What this task involves ->
Count how many lines of the material below have the word "React" and give only the number.

──────── Raw data ────────

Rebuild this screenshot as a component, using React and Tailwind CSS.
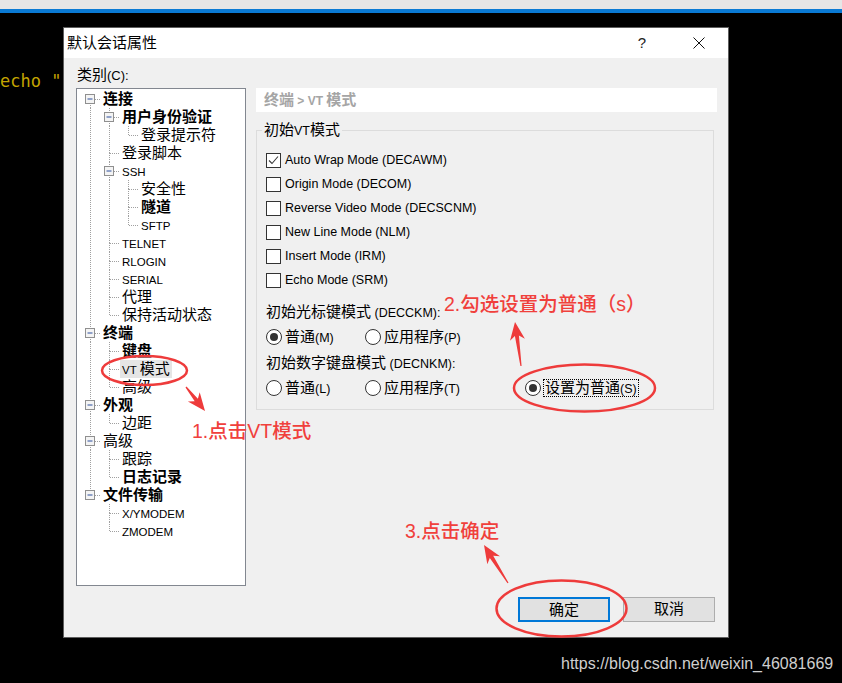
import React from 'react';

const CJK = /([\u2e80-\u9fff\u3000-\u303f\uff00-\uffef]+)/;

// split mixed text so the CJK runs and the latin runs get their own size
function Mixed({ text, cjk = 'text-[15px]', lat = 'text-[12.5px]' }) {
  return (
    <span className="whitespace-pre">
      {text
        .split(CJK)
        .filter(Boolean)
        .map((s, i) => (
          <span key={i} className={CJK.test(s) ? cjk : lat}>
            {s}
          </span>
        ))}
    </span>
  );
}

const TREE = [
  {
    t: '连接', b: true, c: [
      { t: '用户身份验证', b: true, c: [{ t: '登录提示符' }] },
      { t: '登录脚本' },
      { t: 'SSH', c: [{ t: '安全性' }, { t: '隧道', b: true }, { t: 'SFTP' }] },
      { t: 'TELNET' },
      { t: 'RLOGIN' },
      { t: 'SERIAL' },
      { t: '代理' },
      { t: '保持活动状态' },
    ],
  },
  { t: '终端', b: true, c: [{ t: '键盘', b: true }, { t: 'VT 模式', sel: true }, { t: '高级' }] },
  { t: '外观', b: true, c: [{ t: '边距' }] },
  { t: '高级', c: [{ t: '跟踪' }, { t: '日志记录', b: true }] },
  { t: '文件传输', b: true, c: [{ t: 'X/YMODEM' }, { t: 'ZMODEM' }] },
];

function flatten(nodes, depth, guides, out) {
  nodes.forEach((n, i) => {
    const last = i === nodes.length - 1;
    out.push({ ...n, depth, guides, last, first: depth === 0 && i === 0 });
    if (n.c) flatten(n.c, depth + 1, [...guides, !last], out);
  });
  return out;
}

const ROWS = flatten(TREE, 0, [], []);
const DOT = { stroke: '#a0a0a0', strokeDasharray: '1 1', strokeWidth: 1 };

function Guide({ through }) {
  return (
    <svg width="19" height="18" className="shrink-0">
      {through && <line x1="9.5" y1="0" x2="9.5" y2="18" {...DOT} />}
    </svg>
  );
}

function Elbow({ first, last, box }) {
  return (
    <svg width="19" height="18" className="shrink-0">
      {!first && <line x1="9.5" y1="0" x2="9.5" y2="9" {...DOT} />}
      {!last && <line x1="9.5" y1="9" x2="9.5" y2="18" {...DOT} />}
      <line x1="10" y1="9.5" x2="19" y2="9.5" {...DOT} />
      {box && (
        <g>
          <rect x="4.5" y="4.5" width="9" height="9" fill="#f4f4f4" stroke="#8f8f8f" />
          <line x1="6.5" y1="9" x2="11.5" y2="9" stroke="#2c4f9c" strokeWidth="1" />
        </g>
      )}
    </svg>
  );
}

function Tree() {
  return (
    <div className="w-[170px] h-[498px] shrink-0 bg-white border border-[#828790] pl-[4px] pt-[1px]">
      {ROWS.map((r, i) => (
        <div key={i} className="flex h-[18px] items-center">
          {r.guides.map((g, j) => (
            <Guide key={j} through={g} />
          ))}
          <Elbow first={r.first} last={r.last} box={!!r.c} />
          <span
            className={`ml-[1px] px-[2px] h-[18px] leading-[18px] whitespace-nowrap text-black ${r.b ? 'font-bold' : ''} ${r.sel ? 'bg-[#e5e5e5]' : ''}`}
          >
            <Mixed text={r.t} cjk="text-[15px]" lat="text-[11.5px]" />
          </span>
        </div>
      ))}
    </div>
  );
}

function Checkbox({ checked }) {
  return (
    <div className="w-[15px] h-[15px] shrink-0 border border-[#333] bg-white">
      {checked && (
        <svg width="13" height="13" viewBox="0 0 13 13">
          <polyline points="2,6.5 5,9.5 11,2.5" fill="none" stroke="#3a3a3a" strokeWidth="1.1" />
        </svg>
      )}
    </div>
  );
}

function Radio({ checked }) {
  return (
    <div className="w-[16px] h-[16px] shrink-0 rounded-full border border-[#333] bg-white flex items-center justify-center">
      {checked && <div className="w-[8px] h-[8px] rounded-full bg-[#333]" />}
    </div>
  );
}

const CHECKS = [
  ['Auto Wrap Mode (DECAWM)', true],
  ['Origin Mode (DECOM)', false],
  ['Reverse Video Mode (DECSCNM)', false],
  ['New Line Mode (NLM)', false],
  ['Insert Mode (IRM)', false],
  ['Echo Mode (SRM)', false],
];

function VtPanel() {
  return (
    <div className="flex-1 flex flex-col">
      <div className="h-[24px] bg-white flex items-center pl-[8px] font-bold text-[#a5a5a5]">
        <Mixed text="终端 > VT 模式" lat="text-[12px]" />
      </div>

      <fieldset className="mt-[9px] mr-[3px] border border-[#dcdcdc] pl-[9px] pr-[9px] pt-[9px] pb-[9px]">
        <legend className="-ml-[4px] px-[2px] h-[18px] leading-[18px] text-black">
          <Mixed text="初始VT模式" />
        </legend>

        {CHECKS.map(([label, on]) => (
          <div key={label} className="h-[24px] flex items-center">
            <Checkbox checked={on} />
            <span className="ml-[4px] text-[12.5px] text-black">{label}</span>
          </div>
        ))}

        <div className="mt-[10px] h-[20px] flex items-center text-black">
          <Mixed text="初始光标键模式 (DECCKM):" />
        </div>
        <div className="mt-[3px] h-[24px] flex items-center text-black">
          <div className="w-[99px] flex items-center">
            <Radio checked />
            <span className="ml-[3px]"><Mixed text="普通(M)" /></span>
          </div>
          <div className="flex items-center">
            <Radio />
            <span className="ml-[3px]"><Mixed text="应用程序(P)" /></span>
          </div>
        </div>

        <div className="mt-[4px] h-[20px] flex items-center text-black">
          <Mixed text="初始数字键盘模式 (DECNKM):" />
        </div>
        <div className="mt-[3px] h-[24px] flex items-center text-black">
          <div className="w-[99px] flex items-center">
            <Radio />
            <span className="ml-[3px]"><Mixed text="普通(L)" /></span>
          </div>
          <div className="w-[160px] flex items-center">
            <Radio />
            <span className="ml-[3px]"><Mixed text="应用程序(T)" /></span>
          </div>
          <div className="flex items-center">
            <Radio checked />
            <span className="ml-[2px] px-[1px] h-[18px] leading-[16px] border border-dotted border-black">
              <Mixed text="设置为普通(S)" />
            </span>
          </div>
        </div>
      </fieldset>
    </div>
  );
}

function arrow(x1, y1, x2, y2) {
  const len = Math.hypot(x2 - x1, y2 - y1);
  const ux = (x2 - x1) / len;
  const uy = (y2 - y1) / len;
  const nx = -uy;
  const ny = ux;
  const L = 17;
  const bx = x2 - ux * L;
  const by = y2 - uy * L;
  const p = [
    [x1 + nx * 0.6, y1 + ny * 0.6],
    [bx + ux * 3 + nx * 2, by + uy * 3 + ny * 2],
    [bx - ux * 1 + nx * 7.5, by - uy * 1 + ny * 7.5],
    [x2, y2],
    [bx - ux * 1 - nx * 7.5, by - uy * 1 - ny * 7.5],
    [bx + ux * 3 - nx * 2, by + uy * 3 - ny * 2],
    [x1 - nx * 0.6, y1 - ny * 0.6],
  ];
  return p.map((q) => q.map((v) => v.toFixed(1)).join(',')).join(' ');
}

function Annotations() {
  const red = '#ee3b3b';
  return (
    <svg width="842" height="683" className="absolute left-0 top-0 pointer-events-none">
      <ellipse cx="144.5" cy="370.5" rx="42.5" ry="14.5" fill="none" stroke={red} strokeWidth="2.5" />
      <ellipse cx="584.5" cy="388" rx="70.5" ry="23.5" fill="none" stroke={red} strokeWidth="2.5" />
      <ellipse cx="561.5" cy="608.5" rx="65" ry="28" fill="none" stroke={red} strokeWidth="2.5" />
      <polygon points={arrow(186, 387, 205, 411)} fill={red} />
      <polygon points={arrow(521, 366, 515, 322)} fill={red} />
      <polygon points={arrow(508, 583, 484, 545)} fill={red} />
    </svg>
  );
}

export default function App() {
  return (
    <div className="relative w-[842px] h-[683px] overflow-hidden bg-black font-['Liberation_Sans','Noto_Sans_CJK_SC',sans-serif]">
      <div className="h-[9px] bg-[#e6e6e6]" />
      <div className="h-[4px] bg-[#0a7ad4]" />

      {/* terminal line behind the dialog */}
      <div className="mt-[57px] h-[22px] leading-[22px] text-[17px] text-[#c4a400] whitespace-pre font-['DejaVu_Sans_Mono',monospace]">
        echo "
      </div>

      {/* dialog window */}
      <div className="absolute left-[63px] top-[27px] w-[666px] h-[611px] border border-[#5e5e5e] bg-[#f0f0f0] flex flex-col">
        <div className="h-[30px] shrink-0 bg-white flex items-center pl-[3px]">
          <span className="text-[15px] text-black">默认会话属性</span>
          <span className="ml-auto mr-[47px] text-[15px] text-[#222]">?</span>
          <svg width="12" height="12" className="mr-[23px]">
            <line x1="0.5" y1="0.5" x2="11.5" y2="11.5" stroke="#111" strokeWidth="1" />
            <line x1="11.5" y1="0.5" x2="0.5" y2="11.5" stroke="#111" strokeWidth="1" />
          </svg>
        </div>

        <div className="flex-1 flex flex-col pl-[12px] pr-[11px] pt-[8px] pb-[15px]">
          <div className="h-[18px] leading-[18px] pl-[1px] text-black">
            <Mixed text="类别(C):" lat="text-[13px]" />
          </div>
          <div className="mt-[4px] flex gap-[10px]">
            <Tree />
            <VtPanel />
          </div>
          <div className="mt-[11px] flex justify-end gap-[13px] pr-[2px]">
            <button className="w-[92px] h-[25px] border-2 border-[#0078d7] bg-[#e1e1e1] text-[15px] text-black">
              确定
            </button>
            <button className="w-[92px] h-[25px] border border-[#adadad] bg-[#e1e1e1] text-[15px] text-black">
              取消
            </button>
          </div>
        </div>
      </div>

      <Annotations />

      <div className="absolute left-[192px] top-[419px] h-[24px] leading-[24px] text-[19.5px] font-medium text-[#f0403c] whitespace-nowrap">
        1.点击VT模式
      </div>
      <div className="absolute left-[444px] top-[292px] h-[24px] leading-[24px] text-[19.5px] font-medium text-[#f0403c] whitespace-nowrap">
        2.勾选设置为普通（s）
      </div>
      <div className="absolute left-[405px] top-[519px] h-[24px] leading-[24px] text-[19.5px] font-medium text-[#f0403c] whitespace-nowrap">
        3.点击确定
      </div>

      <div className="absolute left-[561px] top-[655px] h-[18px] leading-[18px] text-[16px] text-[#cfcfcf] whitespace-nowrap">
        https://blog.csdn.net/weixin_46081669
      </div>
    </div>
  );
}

────────

Finished exercise ->
2